Rupa-rupanya kerajaan Kanjuruhan itu pada suatu ketika ditaklukkan oleh raja Mataram. Namun keturunan raja-rajanya tetap berkuasa sebagai penguasa daerah dengan gelar rakryan kanuruhan. Oleh karena gelar kanuruhan ditemukan di antara tulisan-tulisan singkat pada salah satu gugusan Candi Loro Jonggrang (Prambanan), diperkirakan sebagai penguasa daerah, dia menyumbangkan candi perwara pada candi kerajaan itu. Sayangnya hubungan antara Prasasti Sangguran dengan Candi Prambanan, belum diteliti secara mendalam oleh para pakar.
Cat : Prasasti Dinoyo unik, karena ditulis menggunakan huruf Jawa Kuno (Kawi) dan berbahasa Sanksekerta. Kerajaan Kanjuruhan, jika merujuk kepada tahun yang terdapat pada prasasti Dinoyo (760 M), berarti sejaman dengan Mataram Kuno pada masa pemerintahan Rakai Panangkaran yang naik tahta pada tahun 760 menggantikan Sanjaya.
Kerajaan Medang
Mpu Sindok, adalah raja terakhir dari Wangsa Sanjaya, yang berkuasa Kerajaan Mataram Kuno pada tahun 928-929. Diduga karena letusan Gunung Merapi, pada tahun 929 Mpu Sindok memindahkan pusat kerajaan Mataram dari Jawa Tengah ke Jawa Timur. Istana yang baru dibangun di Tamwlang (Tembelang) sekitar tahun 929, di tepi Sungai Brantas, sekarang kira-kira adalah wilayah Kabupaten Jombang (Jawa Timur). Kerajaan baru ini tidak lagi disebut Mataram, melainkan disebut Medang (meski beberapa literatur masih menyebut Mataram).
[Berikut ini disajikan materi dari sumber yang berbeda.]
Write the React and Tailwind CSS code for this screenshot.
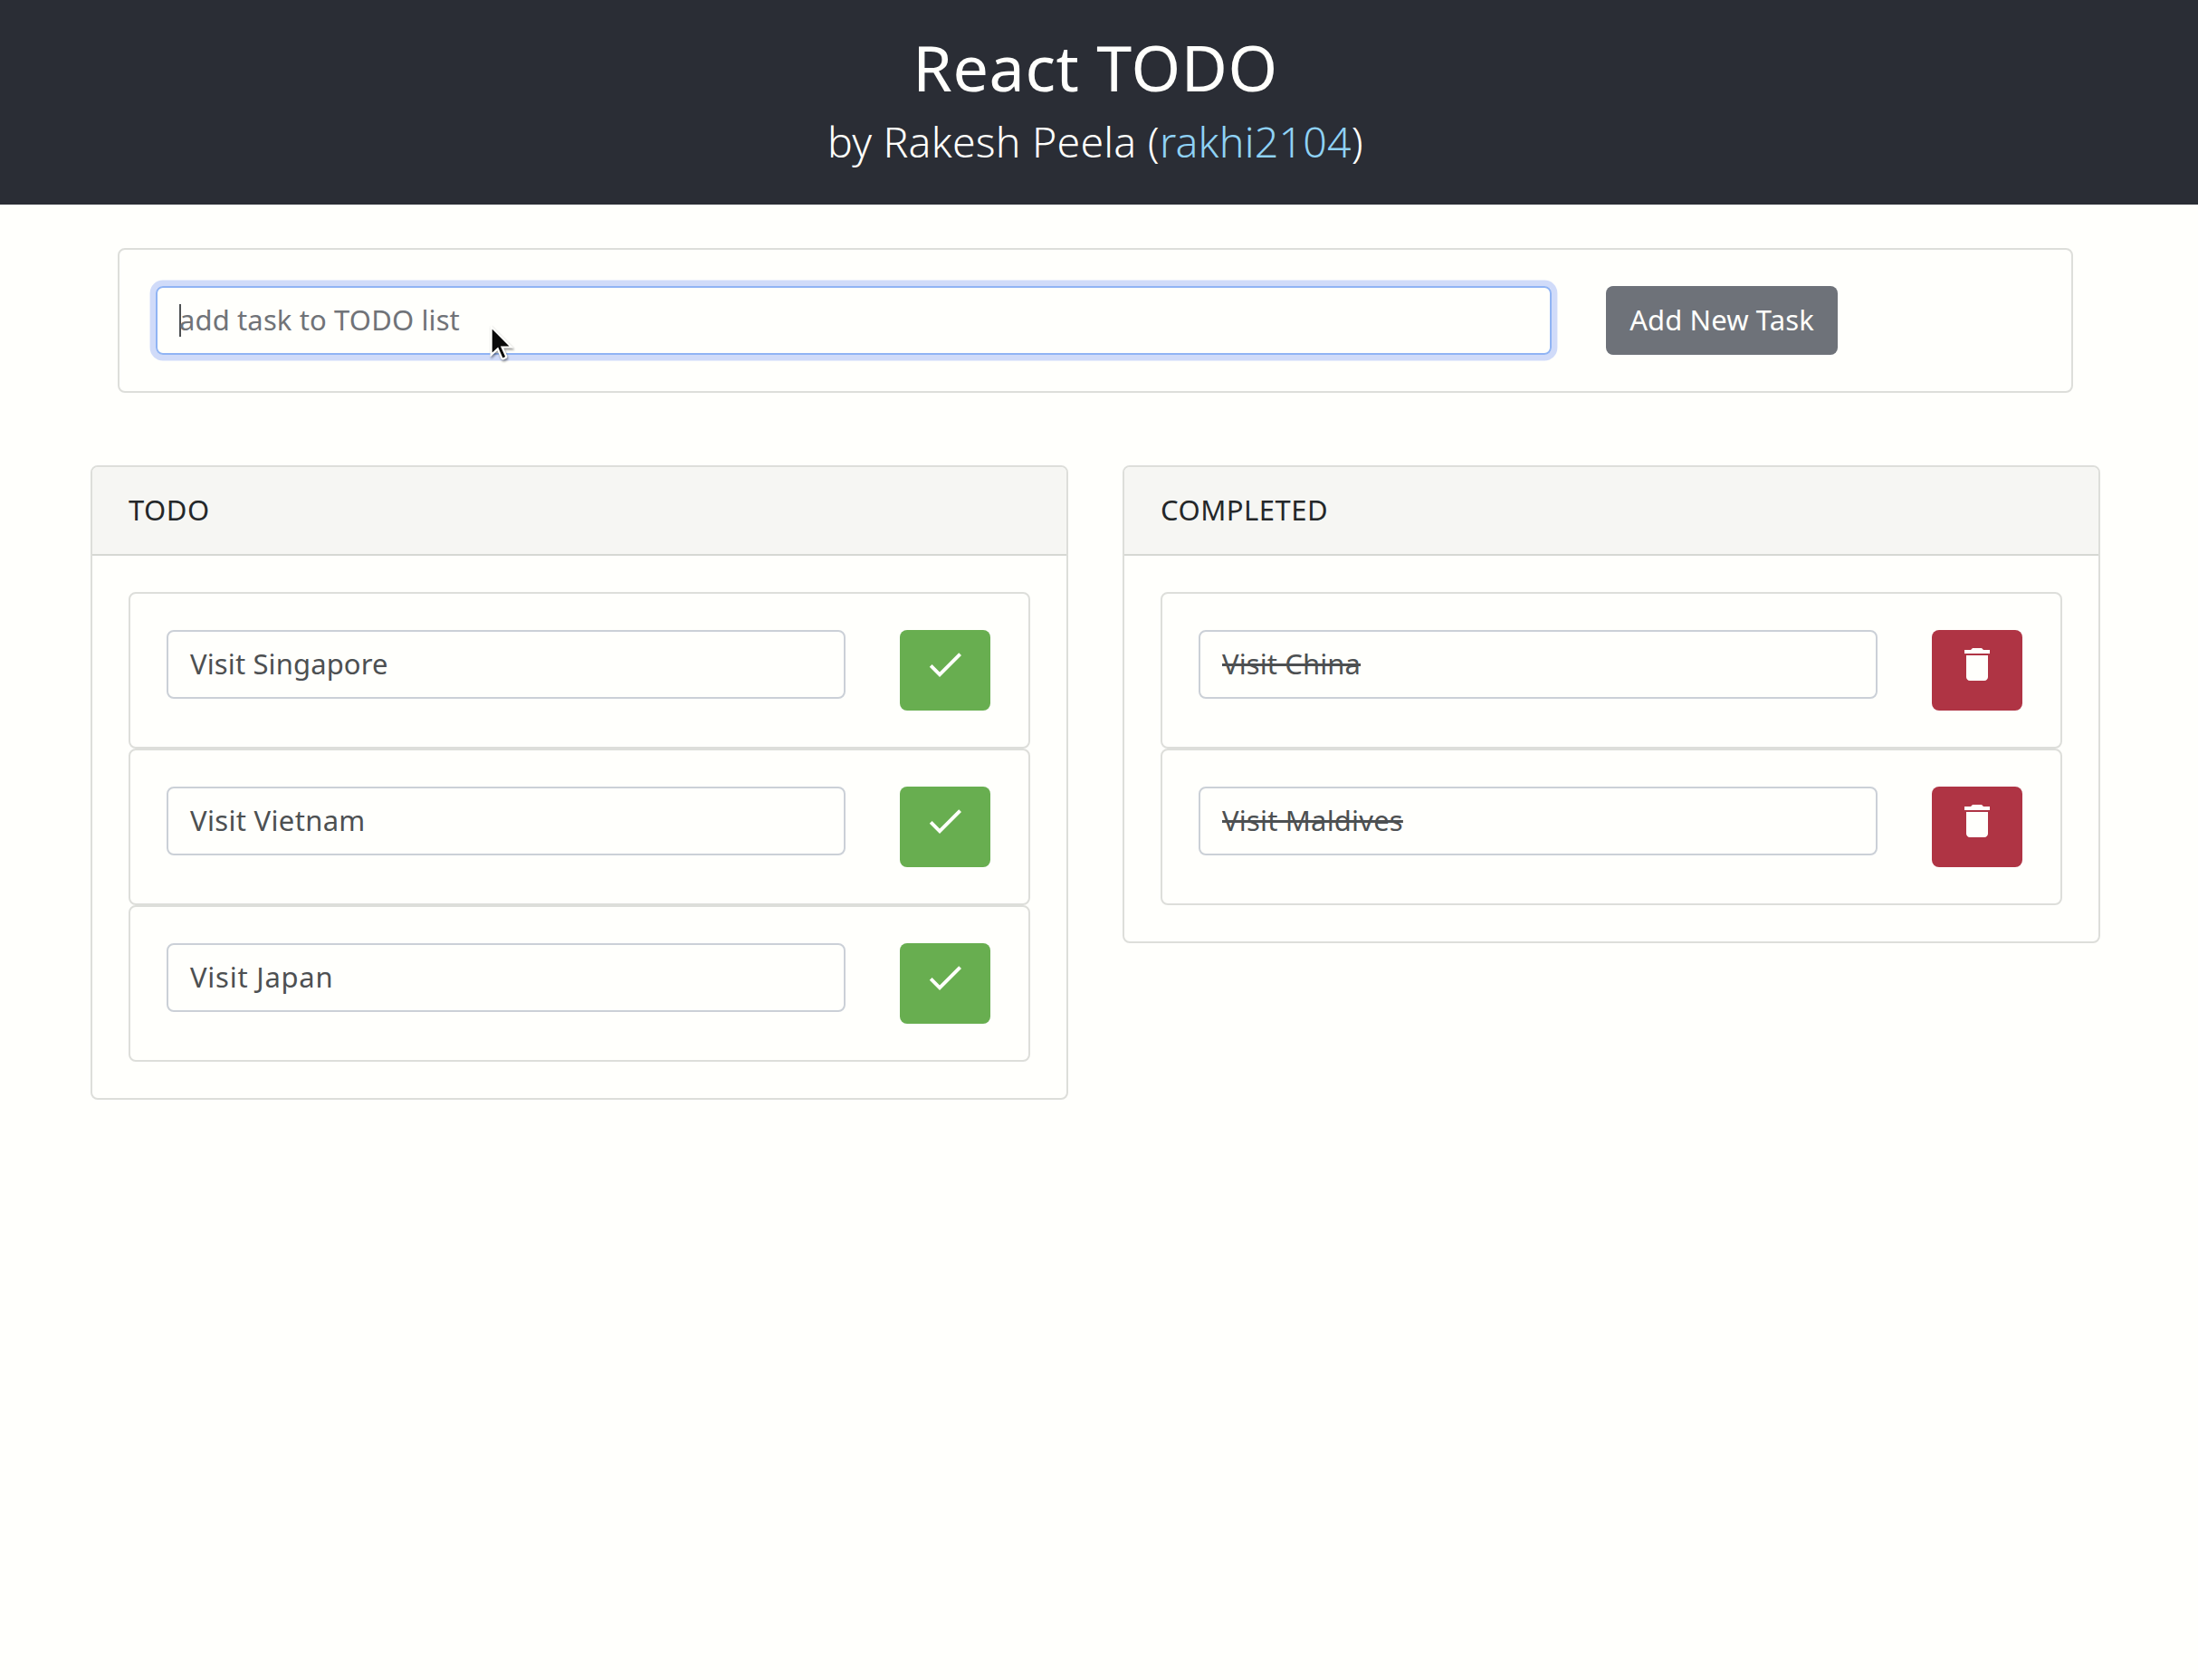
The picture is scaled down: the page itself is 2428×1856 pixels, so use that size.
import React from "react";

const todo = [
  { label: "Visit Singapore", track: "tracking-[0.12px]" },
  { label: "Visit Vietnam", track: "tracking-[0.32px]" },
  { label: "Visit Japan", track: "tracking-[0.75px]" },
];
const completed = [
  { label: "Visit China", track: "tracking-[0.1px]" },
  { label: "Visit Maldives", track: "tracking-[0.18px]" },
];

function DoneIcon() {
  return (
    <svg viewBox="0 0 24 24" className="size-12 fill-[#fffffc]">
      <path d="M9 16.2L4.8 12l-1.4 1.4L9 19 21 7l-1.4-1.4L9 16.2z" />
    </svg>
  );
}

function DeleteIcon() {
  return (
    <svg viewBox="0 0 24 24" className="size-12 fill-[#fffffc]">
      <path d="M6 19c0 1.1.9 2 2 2h8c1.1 0 2-.9 2-2V7H6v12zM19 4h-3.5l-1-1h-5l-1 1H5v2h14V4z" />
    </svg>
  );
}

function Pointer() {
  return (
    <svg
      viewBox="0 0 26 40"
      className="absolute top-[41px] left-[367px] h-[40px] w-[26px] drop-shadow-[1px_2px_1px_rgba(0,0,0,0.4)]"
    >
      <path
        d="M1.6 2V33l7.2-6.6 4.4 10q.6 1.4 2 .8l2-.9q1.4-.6.8-2l-4.4-9.8H24z"
        fill="#0a0a0a"
        stroke="#fffffc"
        strokeWidth="2.2"
      />
    </svg>
  );
}

function Task({ task, done }) {
  return (
    <li className="flex items-start gap-[60px] rounded-lg border-2 border-[#dddeda] p-10">
      <div className="flex h-[76px] w-[750px] items-center rounded-lg border-2 border-[#cbd0d7] px-6 pb-[3px] text-[#4d5052]">
        <span className={task.track + (done ? " line-through decoration-[3px]" : "")}>{task.label}</span>
      </div>
      <button
        className={
          "flex h-[89px] w-[100px] justify-center rounded-lg pt-[14px] " + (done ? "bg-[#af3444]" : "bg-[#68ae50]")
        }
      >
        {done ? <DeleteIcon /> : <DoneIcon />}
      </button>
    </li>
  );
}

function Column({ title, track, tasks, done }) {
  return (
    <section className="w-[1080px] rounded-lg border-2 border-[#dddeda]">
      <h2 className="flex h-[98px] items-center rounded-t-md border-b-2 border-[#d6d8d3] bg-[#f6f6f3] px-10 pb-[3px] text-[#242729]">
        <span className={track}>{title}</span>
      </h2>
      <ul className="p-10">
        {tasks.map((t) => (
          <Task key={t.label} task={t} done={done} />
        ))}
      </ul>
    </section>
  );
}

export default function App() {
  return (
    <div className="h-[1856px] w-[2428px] overflow-hidden bg-[#fffffc] font-['Noto_Sans','Open_Sans',sans-serif] text-[31px] leading-[48px]">
      <header className="h-[226px] bg-[#2a2d35] pr-2 pt-[30px] text-center text-[#fffffc]">
        <h1 className="text-[70px] leading-[88px] tracking-[0.6px]">
          <span>React TODO</span>
        </h1>
        <p className="mt-0.5 text-[46.5px] font-light leading-[72px] tracking-[0.2px]">
          <span>by Rakesh Peela (</span>
          <a className="text-[#8fd2f5]">rakhi2104</a>
          <span>)</span>
        </p>
      </header>
      <main className="w-[2420px]">
        <form className="mx-[130px] mt-[48px] flex gap-[60px] rounded-lg border-2 border-[#dddeda] p-10">
          <div className="relative flex h-[76px] w-[1542px] items-center rounded-lg border-2 border-[#90b4f4] px-6 text-[#707378] shadow-[0_0_0_6.4px_#d0dbf9]">
            <span className="-mr-0.5 h-9 w-0.5 bg-[#4d5052]" />
            <span className="pb-[3px] tracking-[0.12px]">add task to TODO list</span>
            <Pointer />
          </div>
          <button type="button" className="h-[76px] w-[256px] rounded-lg bg-[#6e7279] pb-[3px] text-[#fffffc]">
            <span className="tracking-[0.1px]">Add New Task</span>
          </button>
        </form>
        <div className="mx-[100px] mt-20 flex items-start gap-[60px]">
          <Column title="TODO" track="tracking-[0.5px]" tasks={todo} />
          <Column title="COMPLETED" track="tracking-[0.5px]" tasks={completed} done />
        </div>
      </main>
    </div>
  );
}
Mpu Sindok juga merupakan pendiri Wangsa Isyana, sehingga kerajaan baru tersebut kadang juga disebut Isyana.
Peristiwa Mahapralaya
Kerajaan Medang runtuh tahun 1006 pada masa pemerintahan Dharmawangsa Teguh (cicit Mpu Sindok). Peristiwa hancurnya istana Watan terkenal dengan sebutan Mahapralaya atau “kematian besar”.
Kronik Cina dari Dinasti Sung mencatat telah beberapa kali Dharmawangsa Teguh mengirim pasukan untuk menggempur ibu kota Sriwijaya sejak ia naik takhta tahun 991. Permusuhan antara Jawa dan Sumatra semakin memanas saat itu.
Pada tahun 1006 Dharmawangsa Teguh lengah. Ketika ia mengadakan pesta perkimpoian putrinya, istana Medang di Watan diserbu oleh Aji Wurawari dari Lwaram yang diperkirakan sebagai sekutu Kerajaan Sriwijaya. Dalam peristiwa tersebut, Dharmawangsa Teguh tewas.
Tiga tahun kemudian, seorang pangeran berdarah campuran Jawa - Bali yang lolos dari Mahapralaya tampil untuk membangun kerajaan baru sebagai kelanjutan Kerajaan Medang. Pangeran itu bernama Airlangga yang mengaku bahwa ibunya adalah keturunan Mpu Sindok. Kerajaan yang ia dirikan kemudian lazim disebut dengan nama Kerajaan Kahuripan.
Sebuah Pertanyaan :
Catatan sejarah Pulau Jawa yang ditandai oleh prasasti atau berita-berita dari pedagang China dan India, ditengarahi oleh beberapa pusat peradaban. Dari barat berupa cerita tentang Salakanagara kemudian dilanjutkan prasasti mengenai Tarumanegara, bagian tengah cerita mengenai Kalingga dilanjutkan dengan Mataram Kuno, dan prasasti Kanjuruhan yang dilanjutkan oleh Kerajaan Medang.
Kerajaan Salakanagara
Salakanagara, berdasarkan Naskah Pustaka Rajyarajya i Bhumi Nusantara (yang disusun sebuah panitia dengan ketuanya Pangeran Wangsakerta) diperkirakan merupakan kerajaan paling awal yang ada di Nusantara.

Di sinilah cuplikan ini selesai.